A python library of SPARQL queries for use with the published data structures and ontologies in use at the Getty and held in public SPARQLable endpoints.
The key class is the SPARQLRegistry:
Python 3.10.5 (v3.10.5:f377153967, Jun 6 2022, 12:36:10) [Clang 13.0.0 (clang-1300.0.29.30)] on darwin
Type "help", "copyright", "credits" or "license" for more information.
>>> from gettysparqlpatterns import SPARQLRegistry
This class can be used directly, and contains references to all the pattern sets within this module. The methods browse_patternsets and list_patternsets can be used to see the top-level groupings and what sort of SPARQL patterns they hold:
>>> SPARQLRegistry.browse_patternsets()
[('archival', <gettysparqlpatterns.registry.PatternSet object at 0x110228280>, 'A set of patterns to explore different connections between resources in the Getty archival dataset')]
>>> SPARQLRegistry.list_pattern_names()
['archival']
NB Only one patternset is pre-loaded currently, and in future the SPARQLRegistry might not preemptively load any patternset without request.
This package ships with a few patternsets that can be loaded and registered as desired. To see the list of built in patternsets:
>>> SPARQLRegistry.list_available_patternset_presets()

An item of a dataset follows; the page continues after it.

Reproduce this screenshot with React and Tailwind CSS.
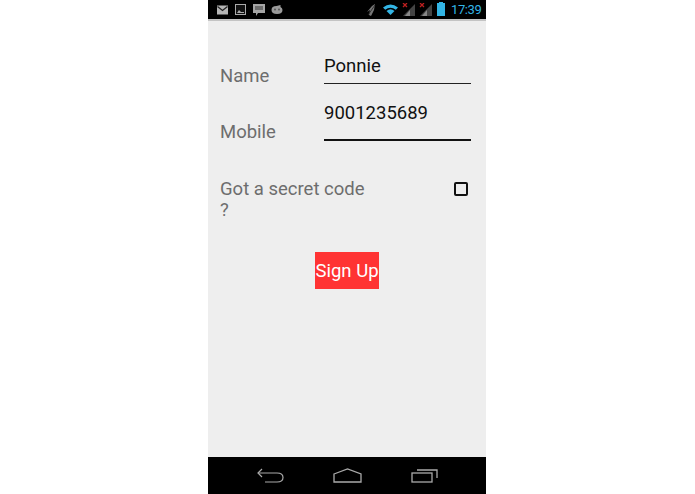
import React from "react";

const Mail = () => (
  <svg width="11" height="10" viewBox="0 0 11 10"><rect width="11" height="9" y="0.5" fill="#b5b5b5" /><path d="M0.500 1.500 L5.500 5.500 L10.500 1.500" fill="none" stroke="#222" strokeWidth="1.3" /></svg>
);
const Pic = () => (
  <svg width="11" height="11" viewBox="0 0 11 11"><rect x="0.5" y="0.5" width="10" height="10" fill="#111" stroke="#aaa" /><path d="M2 9 L4 6 L6 8 L9 8 L9 9 Z" fill="#aaa" /></svg>
);
const Talk = () => (
  <svg width="12" height="12" viewBox="0 0 12 12"><path d="M0 0 H12 V9 H5 L3 12 V9 H0 Z" fill="#a5a5a5" /><path d="M2 3 H10 M2 5 H10" stroke="#333" strokeWidth="1" /></svg>
);
const Bot = () => (
  <svg width="12" height="9" viewBox="0 0 11 9"><path d="M0 5 Q0 1 5 1 L9 0 L9 2 Q11 3 11 5 Q11 9 5.500 9 Q0 9 0 5 Z" fill="#9a9a9a" /><circle cx="3.500" cy="4.500" r="1" fill="#555" /><circle cx="7.500" cy="4.500" r="1" fill="#555" /></svg>
);
const Signal = () => (
  <svg width="14" height="13" viewBox="0 0 14 13">
    <path d="M13 1 V13 H1 Z" fill="#444" />
    <path d="M8 7 V13 H3 Z" fill="#888" />
    <path d="M1 0 L5 4 M5 0 L1 4" stroke="#c02020" strokeWidth="1.300" />
  </svg>
);

export default function App() {
  return (
    <div className="h-[494px] w-[695px] bg-white flex font-['Roboto',sans-serif]">
      <div className="ml-[208px] w-[278px] h-full flex flex-col">
        <div className="h-[19px] shrink-0 bg-black flex items-center justify-between pl-[9px] pr-[4px]">
          <div className="flex items-center gap-[7px]">
            <Mail /><Pic /><Talk /><span className="-ml-[1px]"><Bot /></span>
          </div>
          <div className="flex items-center">
            <svg width="10" height="12" viewBox="0 0 10 12" className="mr-[6px]">
              <path d="M5 2 L8 0 L7 6 L4 12 L2 11 L3 6 L0 8 Z" fill="#777" />
              <path d="M1 11 L8 1" stroke="#222" strokeWidth="0.800" />
            </svg>
            <svg width="15" height="11" viewBox="0 0 15 11" className="mr-[4px]">
              <path d="M0 3.500 Q7.500 -2.500 15 3.500 L12.800 5.800 Q7.500 1.500 2.200 5.800 Z" fill="#33b5e5" />
              <path d="M3.500 7 Q7.500 3.500 11.500 7 L7.500 11 Z" fill="#33b5e5" />
            </svg>
            <Signal />
            <span className="w-[3px]" />
            <Signal />
            <div className="ml-[4px] mr-[6px] w-[8px] h-[13px] bg-[#33b5e5] relative">
              <span className="absolute -top-[1px] left-[2px] w-[4px] h-[1px] bg-[#33b5e5]" />
            </div>
            <span className="text-[13px] tracking-[-0.4px] leading-none text-[#33b5e5] w-[31px] whitespace-nowrap">17:39</span>
          </div>
        </div>
        <div className="h-[2px] shrink-0 bg-[#c4c4c4]" />

        <div className="flex-1 bg-[#eeeeee] px-[12px] flex flex-col">
          <div className="flex mt-[24px] h-[38px]">
            <div className="w-[104px] text-[18.5px] leading-[21px] text-[#6d6d6d] pt-[21px]">Name</div>
            <div className="w-[147px] border-b border-[#222] h-[39px] text-[18.5px] leading-[21px] text-[#111] pt-[11px]">Ponnie</div>
          </div>
          <div className="flex h-[57px]">
            <div className="w-[104px] text-[18.5px] leading-[21px] text-[#6d6d6d] pt-[39px]">Mobile</div>
            <div className="w-[147px] border-b-2 border-[#111] h-[58px] text-[18.5px] leading-[21px] text-[#111] pt-[20px]">9001235689</div>
          </div>
          <div className="flex justify-between mt-[39px]">
            <div className="w-[150px] text-[18.5px] leading-[21px] text-[#6d6d6d]">Got a secret code ?</div>
            <div className="mt-[3px] mr-[6px] w-[14px] h-[14px] rounded-[2px] border-2 border-[#111]" />
          </div>
          <button className="self-center mt-[31px] w-[64px] h-[37px] pt-[2px] bg-[#ff3333] text-white text-[18.5px] whitespace-nowrap flex items-center justify-center">Sign Up</button>
        </div>

        <div className="h-[37px] shrink-0 bg-black flex items-center justify-center gap-[49px]">
          <svg width="27" height="15" viewBox="0 0 27 15" fill="none" stroke="#aaa" strokeWidth="1.200">
            <path d="M1 5 H20 Q26 5 26 9.500 Q26 14 20 14 H8" />
            <path d="M5 1 L1 5 L5 9" />
          </svg>
          <svg width="29" height="15" viewBox="0 0 29 15" fill="none" stroke="#aaa" strokeWidth="1.300">
            <path d="M1 6 L14.500 1 L28 6 V14 H1 Z" />
          </svg>
          <svg width="27" height="15" viewBox="0 0 27 15" fill="none" stroke="#aaa" strokeWidth="1.300">
            <rect x="1" y="5" width="20" height="9" />
            <path d="M6 2 H26 V10" />
          </svg>
        </div>
      </div>
    </div>
  );
}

['archival_patterns.json', 'la_counts.json', 'linked_art_filters.json']
To load a patternset from these:
>>> # Either load it as part of the registered sets
>>> SPARQLRegistry.load_from_preset('linked_art_counts', 'la_counts.json')
<gettysparqlpatterns.registry.PatternSet object at 0x10d94e290>
>>> SPARQLRegistry.list_pattern_names()
['archival', 'linked_art_counts']
>>> # Or, load it as a standalone pattern set:
>>> p = PatternSet(from_builtin="la_counts.json")
>>> p.name, p.description
('Counting numbers of Linked Art objects', 'A set of SPARQL patterns for counting how many resources of certain types are known to the SPARQL endpoint.')
>>> # NB This does not add the PatternSet to the registry:
>>> SPARQLRegistry.list_pattern_names()
['archival']
>>> # A PatternSet can be registered with a name so that any function can find and use it:
>>> SPARQLRegistry.register("linked_art_counts", p)
>>> SPARQLRegistry.list_pattern_names()
['archival', 'linked_art_counts']
To remove a registered pattern set from the SPARQLRegistry:
>>> SPARQLRegistry.register("linked_art_counts", p)
...
>>> SPARQLRegistry.remove_patternset("linked_art_counts")
>>> SPARQLRegistry.list_pattern_names()
['archival']
When a PatternSet is loaded, the SPARQL patterns are loaded, parsed and held as string.Template objects. The data in the object is immutable (aside from the sparql_client_method attribute), and so can be freely used with multiple threads and persisted. It also allows for encapsulated functions to reuse previously retrieved and loaded data, which may come from an HTTP endpoint.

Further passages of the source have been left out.